### Your goal
Return each line of the data below exactly, omitting any pictures.

=== Dataset excerpt ===

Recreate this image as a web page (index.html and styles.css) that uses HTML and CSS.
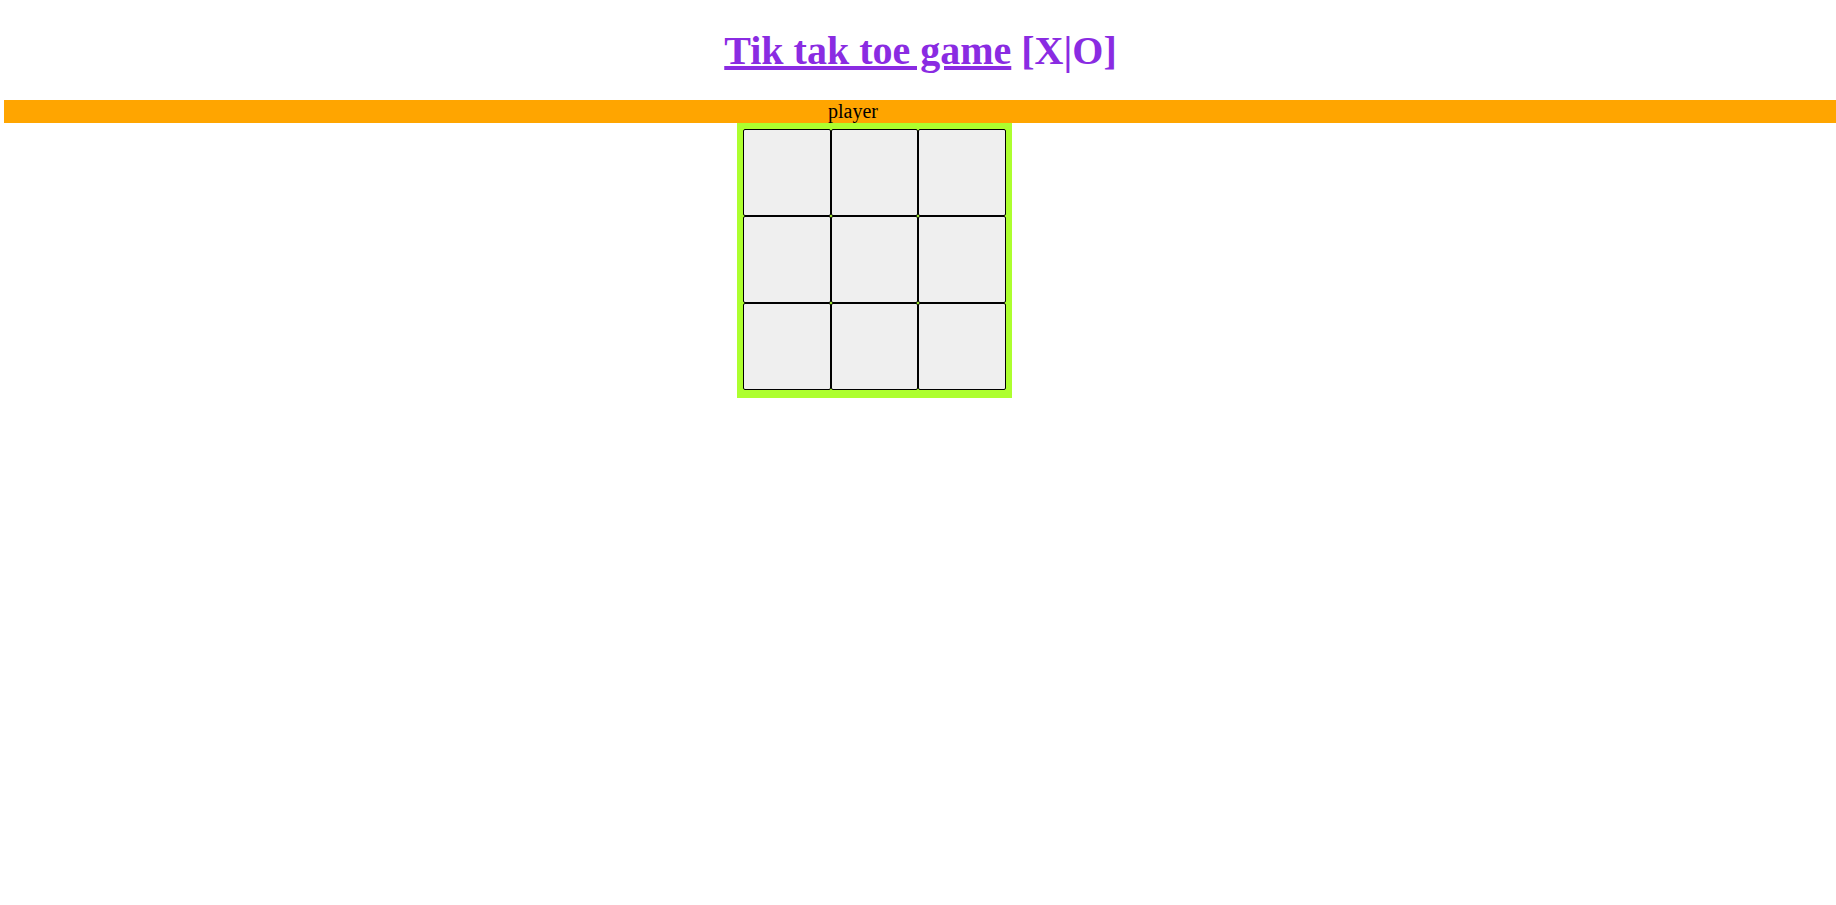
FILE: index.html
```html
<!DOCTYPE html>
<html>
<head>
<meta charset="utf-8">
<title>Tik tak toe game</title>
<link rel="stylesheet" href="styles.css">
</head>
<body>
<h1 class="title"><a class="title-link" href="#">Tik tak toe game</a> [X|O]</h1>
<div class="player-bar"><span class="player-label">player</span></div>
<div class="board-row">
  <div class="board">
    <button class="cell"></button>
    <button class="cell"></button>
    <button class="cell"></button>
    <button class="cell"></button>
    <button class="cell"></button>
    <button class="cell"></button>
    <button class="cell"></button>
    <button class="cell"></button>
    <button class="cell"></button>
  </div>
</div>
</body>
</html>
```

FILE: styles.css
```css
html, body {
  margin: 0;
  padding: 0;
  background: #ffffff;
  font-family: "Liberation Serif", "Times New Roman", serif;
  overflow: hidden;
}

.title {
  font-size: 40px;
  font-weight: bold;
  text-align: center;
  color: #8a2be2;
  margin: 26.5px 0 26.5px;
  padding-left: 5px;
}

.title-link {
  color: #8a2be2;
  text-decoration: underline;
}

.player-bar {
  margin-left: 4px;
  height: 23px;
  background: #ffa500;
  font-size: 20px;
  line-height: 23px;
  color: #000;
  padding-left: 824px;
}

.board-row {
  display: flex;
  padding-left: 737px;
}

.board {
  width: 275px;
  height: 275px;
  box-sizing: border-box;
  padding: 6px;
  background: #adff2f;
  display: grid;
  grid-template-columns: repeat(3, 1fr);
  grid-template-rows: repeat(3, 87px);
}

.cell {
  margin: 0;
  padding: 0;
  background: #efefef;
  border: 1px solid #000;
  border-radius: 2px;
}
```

===

### Worked answer
Recreate this image as a web page (index.html and styles.css) that uses HTML and CSS.
FILE: index.html
```html
<!DOCTYPE html>
<html>
<head>
<meta charset="utf-8">
<title>Tik tak toe game</title>
<link rel="stylesheet" href="styles.css">
</head>
<body>
<h1 class="title"><a class="title-link" href="#">Tik tak toe game</a> [X|O]</h1>
<div class="player-bar"><span class="player-label">player</span></div>
<div class="board-row">
  <div class="board">
    <button class="cell"></button>
    <button class="cell"></button>
    <button class="cell"></button>
    <button class="cell"></button>
    <button class="cell"></button>
    <button class="cell"></button>
    <button class="cell"></button>
    <button class="cell"></button>
    <button class="cell"></button>
  </div>
</div>
</body>
</html>
```

FILE: styles.css
```css
html, body {
  margin: 0;
  padding: 0;
  background: #ffffff;
  font-family: "Liberation Serif", "Times New Roman", serif;
  overflow: hidden;
}

.title {
  font-size: 40px;
  font-weight: bold;
  text-align: center;
  color: #8a2be2;
  margin: 26.5px 0 26.5px;
  padding-left: 5px;
}

.title-link {
  color: #8a2be2;
  text-decoration: underline;
}

.player-bar {
  margin-left: 4px;
  height: 23px;
  background: #ffa500;
  font-size: 20px;
  line-height: 23px;
  color: #000;
  padding-left: 824px;
}

.board-row {
  display: flex;
  padding-left: 737px;
}

.board {
  width: 275px;
  height: 275px;
  box-sizing: border-box;
  padding: 6px;
  background: #adff2f;
  display: grid;
  grid-template-columns: repeat(3, 1fr);
  grid-template-rows: repeat(3, 87px);
}

.cell {
  margin: 0;
  padding: 0;
  background: #efefef;
  border: 1px solid #000;
  border-radius: 2px;
}
```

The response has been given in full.